Long time, no post. However, I'm back from the ALAR Conference and I have a little time, so I'll post. Hopefully, this won't be the last for a while. The ALAR Conference is a data engineering and grid computing conference put on by the Acxiom Laborator for Applied Research. There were a number of great presentations there. I had a paper accepted into the conference, so I got to speak as well.

I brought two important things away from the conference. The first is that I really miss research, especially applied research. I'm going to have to seriously consider how to inject research into my current job, or move on to something new. Research has been a part of my life for so long. In many ways, it defines who I am.

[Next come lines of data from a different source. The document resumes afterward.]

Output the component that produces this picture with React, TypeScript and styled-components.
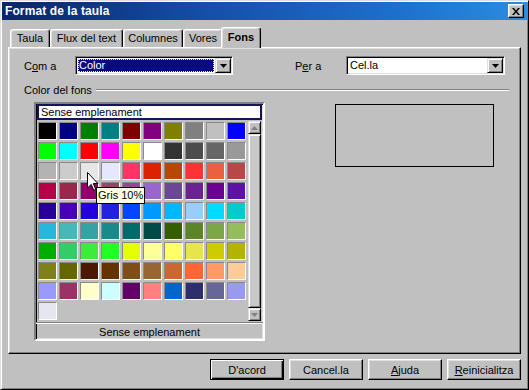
import React from "react";
import styled, { createGlobalStyle } from "styled-components";

const GlobalStyle = createGlobalStyle`
  html, body { margin: 0; padding: 0; background: #c0c0c0; }
  body { font-family: "Liberation Sans", Arial, sans-serif; font-size: 11px; color: #000; }
  * { box-sizing: border-box; }
`;

const Window = styled.div`
  width: 529px;
  height: 390px;
  background: #c0c0c0;
  border: 1px solid;
  border-color: #dfdfdf #000 #000 #dfdfdf;
  box-shadow: inset 1px 1px 0 #fff, inset -1px -1px 0 #808080;
  padding: 1px;
  display: flex;
  flex-direction: column;
`;

const TitleBar = styled.div`
  height: 18px;
  display: flex;
  align-items: center;
  justify-content: space-between;
  padding: 0 3px 0 3px;
  background: linear-gradient(90deg, #0a246a 0%, #1550aa 40%, #1c70cc 75%, #2c8ce0 100%);
`;

const Title = styled.span`
  color: #fff;
  font-weight: bold;
  font-size: 12px;
  letter-spacing: 0.1px;
`;

const CloseButton = styled.div`
  width: 16px;
  height: 14px;
  background: #c0c0c0;
  border: 1px solid;
  border-color: #fff #000 #000 #fff;
  box-shadow: inset -1px -1px 0 #808080, inset 1px 1px 0 #dfdfdf;
  display: flex;
  align-items: center;
  justify-content: center;
`;

const Body = styled.div`
  flex: 1;
  display: flex;
  flex-direction: column;
  padding: 7px 6px 0 6px;
`;

const TabStrip = styled.div`
  display: flex;
  align-items: flex-end;
  height: 20px;
  padding-left: 2px;
  position: relative;
  z-index: 1;
`;

const Tab = styled.div<{ $w: number; $active?: boolean }>`
  width: ${(p) => p.$w}px;
  height: ${(p) => (p.$active ? 21 : 18)}px;
  margin: 0 ${(p) => (p.$active ? "-2px" : "0")} ${(p) => (p.$active ? "-1px" : "0")}
    ${(p) => (p.$active ? "-2px" : "0")};
  background: #c0c0c0;
  border-top: 1px solid #fff;
  border-left: 1px solid #fff;
  border-right: 1px solid #000;
  border-radius: 3px 3px 0 0;
  box-shadow: inset -1px 0 0 #808080, inset 1px 1px 0 #dfdfdf;
  display: flex;
  justify-content: center;
  padding-top: ${(p) => (p.$active ? 3 : 2)}px;
  font-weight: ${(p) => (p.$active ? "bold" : "normal")};
  font-size: 11px;
  white-space: nowrap;
`;

const Panel = styled.div`
  height: 307px;
  border: 1px solid;
  border-color: #fff #000 #000 #fff;
  box-shadow: inset -1px -1px 0 #808080, inset 1px 1px 0 #dfdfdf;
  padding: 8px 0 0 14px;
  display: flex;
  flex-direction: column;
`;

const ComboRow = styled.div`
  display: grid;
  grid-template-columns: 52px 158px 61px 52px 159px;
  align-items: center;
  height: 19px;
`;

const Label = styled.span`
  padding-left: 1px;
`;

const Combo = styled.div`
  height: 19px;
  display: flex;
  background: #fff;
  border: 1px solid;
  border-color: #808080 #fff #fff #808080;
  box-shadow: inset 1px 1px 0 #000, inset -1px -1px 0 #dfdfdf;
  padding: 1px;
`;

const ComboValue = styled.div<{ $selected?: boolean }>`
  flex: 1;
  margin: ${(p) => (p.$selected ? "1px" : "0")};
  padding-left: ${(p) => (p.$selected ? 1 : 2)}px;
  line-height: ${(p) => (p.$selected ? 13 : 15)}px;
  font-size: 11px;
  background: ${(p) => (p.$selected ? "#0a0a80" : "transparent")};
  color: ${(p) => (p.$selected ? "#fff" : "#000")};
  outline: ${(p) => (p.$selected ? "1px dotted #f0f0a0" : "none")};
  outline-offset: -1px;
`;

const DropButton = styled.div`
  width: 16px;
  height: 15px;
  background: #c0c0c0;
  border: 1px solid;
  border-color: #dfdfdf #000 #000 #dfdfdf;
  box-shadow: inset 1px 1px 0 #fff, inset -1px -1px 0 #808080;
  display: flex;
  align-items: center;
  justify-content: center;
`;

const GroupHeader = styled.div`
  display: flex;
  align-items: center;
  margin-top: 8px;
  height: 14px;
  width: 486px;
`;

const GroupLine = styled.div`
  flex: 1;
  height: 2px;
  margin-left: 4px;
  border-top: 1px solid #808080;
  border-bottom: 1px solid #fff;
`;

const Lower = styled.div`
  display: flex;
  align-items: flex-start;
  margin-top: 5px;
  padding-left: 11px;
`;

const PaletteFrame = styled.div`
  position: relative;
  width: 231px;
  height: 239px;
  border: 2px solid;
  border-color: #808080 #fff #fff #808080;
  box-shadow: inset 1px 1px 0 #000, inset -1px -1px 0 #dfdfdf;
  display: flex;
  flex-direction: column;
`;

const NameField = styled.div`
  height: 16px;
  margin: 0 1px;
  background: #fff;
  border: 2px solid #14145a;
  font-size: 11px;
  line-height: 12px;
  padding-left: 2px;
  white-space: nowrap;
  overflow: hidden;
`;

const SwatchArea = styled.div`
  display: flex;
  height: 200px;
  margin-top: 1px;
`;

const SwatchGrid = styled.div`
  display: grid;
  grid-template-columns: repeat(10, 19px);
  grid-auto-rows: 18px;
  gap: 2px;
  padding: 1px 0 0 2px;
  width: 212px;
  align-content: start;
`;

const Swatch = styled.div<{ $c: string }>`
  background: ${(p) => p.$c};
  border: 1px solid;
  border-color: #8a8a8a #fff #fff #8a8a8a;
`;

const ScrollBar = styled.div`
  width: 13px;
  display: flex;
  flex-direction: column;
`;

const ScrollButton = styled.div`
  width: 13px;
  height: 13px;
  background: #c0c0c0;
  border: 1px solid;
  border-color: #dfdfdf #000 #000 #dfdfdf;
  box-shadow: inset 1px 1px 0 #fff, inset -1px -1px 0 #808080;
  display: flex;
  align-items: center;
  justify-content: center;
`;

const ScrollThumb = styled.div`
  flex: 1;
  background: #c8c8c8;
  border: 1px solid;
  border-color: #dfdfdf #000 #000 #dfdfdf;
  box-shadow: inset 1px 1px 0 #fff, inset -1px -1px 0 #808080;
`;

const PaletteFooter = styled.div`
  flex: 1;
  border-top: 1px solid #808080;
  box-shadow: inset 0 1px 0 #fff;
  margin-top: 1px;
  display: flex;
  align-items: center;
  justify-content: center;
  font-size: 11px;
  padding-top: 1px;
`;

const Tooltip = styled.div`
  position: absolute;
  left: 60px;
  top: 83px;
  height: 17px;
  padding: 0 1px;
  background: #ffffe1;
  border: 1px solid #000;
  font-size: 11px;
  line-height: 15px;
  white-space: nowrap;
  z-index: 2;
`;

const Cursor = styled.svg`
  position: absolute;
  left: 51px;
  top: 68px;
  z-index: 3;
`;

const Preview = styled.div`
  width: 159px;
  height: 63px;
  margin-left: 70px;
  margin-top: 2px;
  border: 1px solid #000;
`;

const ButtonRow = styled.div`
  display: flex;
  justify-content: flex-end;
  gap: 5px;
  margin-top: 5px;
`;

const Button = styled.div<{ $default?: boolean }>`
  width: 74px;
  height: 21px;
  background: #c0c0c0;
  border: 1px solid;
  border-color: ${(p) => (p.$default ? "#000" : "#fff #000 #000 #fff")};
  box-shadow: ${(p) =>
    p.$default
      ? "inset 1px 1px 0 #fff, inset -1px -1px 0 #000, inset -2px -2px 0 #808080"
      : "inset -1px -1px 0 #808080, inset 1px 1px 0 #dfdfdf"};
  display: flex;
  align-items: center;
  justify-content: center;
  font-size: 11px;
`;

const palette: string[][] = [
  ["#000000", "#000080", "#008000", "#008080", "#800000", "#800080", "#808000", "#808080", "#c0c0c0", "#0000ff"],
  ["#00ff00", "#00ffff", "#ff0000", "#ff00ff", "#ffff00", "#ffffff", "#333333", "#4c4c4c", "#666666", "#999999"],
  ["#b3b3b3", "#cccccc", "#e6e6e6", "#e6e6ff", "#ff3366", "#dc2300", "#b84700", "#ff3333", "#eb613d", "#b84747"],
  ["#b80047", "#99284c", "#94006b", "#94476b", "#944794", "#9966cc", "#6b4794", "#6b2394", "#6b0094", "#5e11a6"],
  ["#280099", "#4700b8", "#2300dc", "#2323dc", "#0047ff", "#0099ff", "#00b8ff", "#99ccff", "#00dcff", "#00cccc"],
  ["#23b8dc", "#47b8b8", "#33a3a3", "#198a8a", "#006b6b", "#004a4a", "#355e00", "#5c8526", "#7da647", "#94bd5e"],
  ["#00ae00", "#33cc66", "#3deb3d", "#23ff23", "#e6ff00", "#ffff99", "#ffff66", "#e6e64c", "#cccc00", "#b3b300"],
  ["#808019", "#666600", "#4c1900", "#663300", "#804d1a", "#996633", "#cc6633", "#ff6633", "#ff9966", "#ffcc99"],
  ["#9999ff", "#993366", "#ffffcc", "#ccffff", "#660066", "#ff8080", "#0066cc", "#2e2e6e", "#666699", "#9999ee"],
  ["#e6e6f0"],
];

const Arrow = ({ up, disabled }: { up?: boolean; disabled?: boolean }) => (
  <svg width="7" height="4" viewBox="0 0 7 4">
    <path
      d={up ? "M3.5 0 L7 4 L0 4 Z" : "M0 0 L7 0 L3.5 4 Z"}
      fill={disabled ? "#808080" : "#000"}
    />
  </svg>
);

export default function App() {
  return (
    <>
      <GlobalStyle />
      <Window>
        <TitleBar>
          <Title>Format de la taula</Title>
          <CloseButton>
            <svg width="8" height="7" viewBox="0 0 8 7">
              <path d="M0 0 L2 0 L4 2.5 L6 0 L8 0 L5 3.5 L8 7 L6 7 L4 4.5 L2 7 L0 7 L3 3.5 Z" fill="#000" />
            </svg>
          </CloseButton>
        </TitleBar>
        <Body>
          <TabStrip>
            <Tab $w={40}>Taula</Tab>
            <Tab $w={73}>Flux del text</Tab>
            <Tab $w={60}>Columnes</Tab>
            <Tab $w={40}>Vores</Tab>
            <Tab $w={40} $active>
              Fons
            </Tab>
          </TabStrip>
          <Panel>
            <ComboRow>
              <Label>
                C<u>o</u>m a
              </Label>
              <Combo>
                <ComboValue $selected>Color</ComboValue>
                <DropButton>
                  <Arrow />
                </DropButton>
              </Combo>
              <span />
              <Label>
                P<u>e</u>r a
              </Label>
              <Combo>
                <ComboValue>Cel.la</ComboValue>
                <DropButton>
                  <Arrow />
                </DropButton>
              </Combo>
            </ComboRow>
            <GroupHeader>
              <Label>Color del fons</Label>
              <GroupLine />
            </GroupHeader>
            <Lower>
              <PaletteFrame>
                <NameField>Sense emplenament</NameField>
                <SwatchArea>
                  <SwatchGrid>
                    {palette.flatMap((row, r) =>
                      row.map((c, i) => <Swatch key={`${r}-${i}`} $c={c} />)
                    )}
                  </SwatchGrid>
                  <ScrollBar>
                    <ScrollButton>
                      <Arrow up disabled />
                    </ScrollButton>
                    <ScrollThumb />
                    <ScrollButton>
                      <Arrow disabled />
                    </ScrollButton>
                  </ScrollBar>
                </SwatchArea>
                <PaletteFooter>Sense emplenament</PaletteFooter>
                <Cursor width="12" height="19" viewBox="0 0 12 19">
                  <path
                    d="M0.5 0.5 L0.5 16 L4.2 12.4 L6.8 18.3 L8.8 17.4 L6.3 11.6 L11 11.6 Z"
                    fill="#fff"
                    stroke="#000"
                    strokeWidth="1"
                  />
                </Cursor>
                <Tooltip>Gris 10%</Tooltip>
              </PaletteFrame>
              <Preview />
            </Lower>
          </Panel>
          <ButtonRow>
            <Button $default>D'acord</Button>
            <Button>Cancel.la</Button>
            <Button>
              <u>A</u>juda
            </Button>
            <Button>
              <u>R</u>einicialitza
            </Button>
          </ButtonRow>
        </Body>
      </Window>
    </>
  );
}
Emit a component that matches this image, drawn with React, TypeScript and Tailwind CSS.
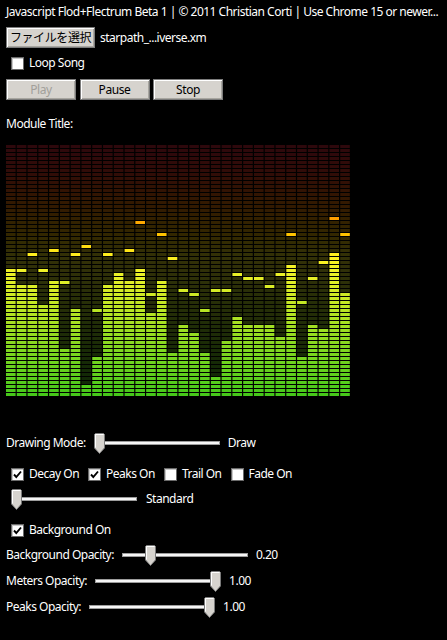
import React from "react";

const LEVELS = [31, 27, 27, 22, 28, 11, 21, 2, 9, 27, 30, 28, 31, 20, 28, 10, 17, 15, 10, 4, 13, 19, 17, 17, 17, 14, 32, 9, 17, 16, 35, 25];
const PEAKS = [31, 31, 35, 31, 36, 28, 35, 37, 21, 35, 30, 36, 43, 25, 40, 34, 26, 25, 21, 26, 26, 30, 29, 29, 27, 30, 40, 23, 29, 33, 44, 40];

const STOPS: [number, number[]][] = [
  [0, [70, 200, 26]],
  [12, [132, 216, 32]],
  [22, [190, 230, 36]],
  [31, [240, 242, 40]],
  [35, [255, 238, 30]],
  [40, [255, 196, 0]],
  [44, [255, 160, 0]],
  [50, [255, 104, 10]],
  [56, [245, 60, 40]],
  [62, [230, 40, 60]],
];

function rowColor(r: number, f: number): string {
  let a = STOPS[0];
  let b = STOPS[STOPS.length - 1];
  for (let i = 0; i < STOPS.length - 1; i++) {
    if (r >= STOPS[i][0] && r <= STOPS[i + 1][0]) {
      a = STOPS[i];
      b = STOPS[i + 1];
      break;
    }
  }
  const t = b[0] === a[0] ? 0 : (r - a[0]) / (b[0] - a[0]);
  const c = a[1].map((v, i) => Math.round((v + (b[1][i] - v) * t) * f));
  return `rgb(${c[0]},${c[1]},${c[2]})`;
}

function Spectrum() {
  const pitch = 345 / 32;
  const rects: React.ReactNode[] = [];
  for (let i = 0; i < 32; i++) {
    for (let r = 0; r < 63; r++) {
      const lit = r <= LEVELS[i] || r === PEAKS[i];
      rects.push(
        <rect
          key={`${i}-${r}`}
          x={i * pitch}
          y={249 - 4 * r}
          width={9.6}
          height={3}
          fill={rowColor(r, lit ? 1 : 0.2)}
        />
      );
    }
  }
  return (
    <svg width={345} height={252} viewBox="0 0 345 252" className="block">
      <rect x={0} y={0} width={345} height={252} fill="#000" />
      {rects}
    </svg>
  );
}

function Checkbox({ checked }: { checked?: boolean }) {
  return (
    <span className="w-[13px] h-[13px] bg-white border border-[#6a6a6a] shadow-[inset_1px_1px_0_#c8c8c8] flex items-center justify-center shrink-0">
      {checked && (
        <svg width="11" height="11" viewBox="0 0 11 11">
          <path d="M2 5.5 L4.3 8 L9 2.5" stroke="#000" strokeWidth="1.9" fill="none" />
        </svg>
      )}
    </span>
  );
}

function Slider({ thumb }: { thumb: string }) {
  return (
    <div className="relative w-[126px] h-[21px] shrink-0">
      <div className="absolute left-0 right-0 top-[8px] h-[4px] bg-[#f6f6f6] border border-[#9c9c9c]" />
      <svg width="11" height="21" viewBox="0 0 11 21" className={`absolute top-0 ${thumb}`}>
        <polygon points="0.5,1.5 1.5,0.5 9.5,0.5 10.5,1.5 10.5,15 5.5,20.5 0.5,15" fill="#d6d3ce" stroke="#7a7a7a" strokeWidth="1" />
        <polyline points="1.5,14.5 1.5,1.5 9.5,1.5" fill="none" stroke="#ffffff" strokeWidth="1" />
      </svg>
    </div>
  );
}

function Btn({ children, disabled, w }: { children: React.ReactNode; disabled?: boolean; w: string }) {
  return (
    <button
      className={`h-[21px] ${w} bg-[#d6d3ce] border border-[#7c7c7c] shadow-[inset_1px_1px_0_#ffffff,inset_-1px_-1px_0_#a8a6a0] text-[12px] leading-[16px] tracking-[-0.4px] flex items-center justify-center ${disabled ? "text-[#a2a09a]" : "text-black"}`}
    >
      {children}
    </button>
  );
}

export default function App() {
  return (
    <div className="w-[447px] h-[640px] bg-black text-white font-['Noto_Sans','Noto_Sans_CJK_JP',sans-serif] text-[12px] leading-[16px] pl-[6px] pt-[4px] overflow-hidden tracking-[-0.5px]">
      <div className="h-[16px] whitespace-nowrap tracking-[-0.5px]">
        Javascript Flod+Flectrum Beta 1 | © 2011 Christian Corti | Use Chrome 15 or newer...
      </div>

      <div className="mt-[7px] flex items-center gap-[5px] h-[21px]">
        <Btn w="w-[89px]">ファイルを選択</Btn>
        <span>starpath_...iverse.xm</span>
      </div>

      <div className="mt-[7px] h-[16px] flex items-center gap-[5px] pl-[5px]">
        <Checkbox />
        <span>Loop Song</span>
      </div>

      <div className="mt-[8px] flex gap-[3.5px] h-[21px]">
        <Btn w="w-[70px]" disabled>
          Play
        </Btn>
        <Btn w="w-[70px]">Pause</Btn>
        <Btn w="w-[70px]">Stop</Btn>
      </div>

      <div className="mt-[16px] h-[16px]">Module Title:</div>

      <div className="mt-[12px]">
        <Spectrum />
      </div>

      <div className="mt-[36px] h-[22px] flex items-center gap-[8px]">
        <span>Drawing Mode:</span>
        <Slider thumb="left-0" />
        <span>Draw</span>
      </div>

      <div className="mt-[12px] h-[16px] flex items-center pl-[5px]">
        <Checkbox checked />
        <span className="ml-[5px]">Decay On</span>
        <span className="ml-[9px]">
          <Checkbox checked />
        </span>
        <span className="ml-[5px]">Peaks On</span>
        <span className="ml-[9px]">
          <Checkbox />
        </span>
        <span className="ml-[5px]">Trail On</span>
        <span className="ml-[9px]">
          <Checkbox />
        </span>
        <span className="ml-[5px]">Fade On</span>
      </div>

      <div className="mt-[6px] h-[22px] flex items-center gap-[9px] pl-[5px]">
        <Slider thumb="left-0" />
        <span>Standard</span>
      </div>

      <div className="mt-[12px] h-[16px] flex items-center gap-[5px] pl-[5px]">
        <Checkbox checked />
        <span>Background On</span>
      </div>

      <div className="mt-[6px] h-[22px] flex items-center gap-[8px]">
        <span>Background Opacity:</span>
        <Slider thumb="left-[23px]" />
        <span>0.20</span>
      </div>

      <div className="mt-[4px] h-[22px] flex items-center gap-[8px]">
        <span>Meters Opacity:</span>
        <Slider thumb="left-[115px]" />
        <span>1.00</span>
      </div>

      <div className="mt-[4px] h-[22px] flex items-center gap-[8px]">
        <span>Peaks Opacity:</span>
        <Slider thumb="left-[115px]" />
        <span>1.00</span>
      </div>
    </div>
  );
}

The second thing I took away from the conference was the need to examine distributed game programming. It appears to me that they have some insight on how to handle a massive number of incoming transactions. Sure, they cheat a little, but it might teach us how to cheat in similar or different ways. For instance, they use "realms" to limit the number of players on a single server. Data engineers can also mimic that by the use of a good, pre-defined partition key. They also allow lossy transactions. Since you're going to be sending another transaction in the next milisecond, it's ok if we drop one. I don't know how to replicate that ability with data, but I'm willing to investigate the possibility.

Lastly, it was a great chance to meet up with old friends both from the Corporate world and from the Academic world. I was amazed at how many people I actually knew there.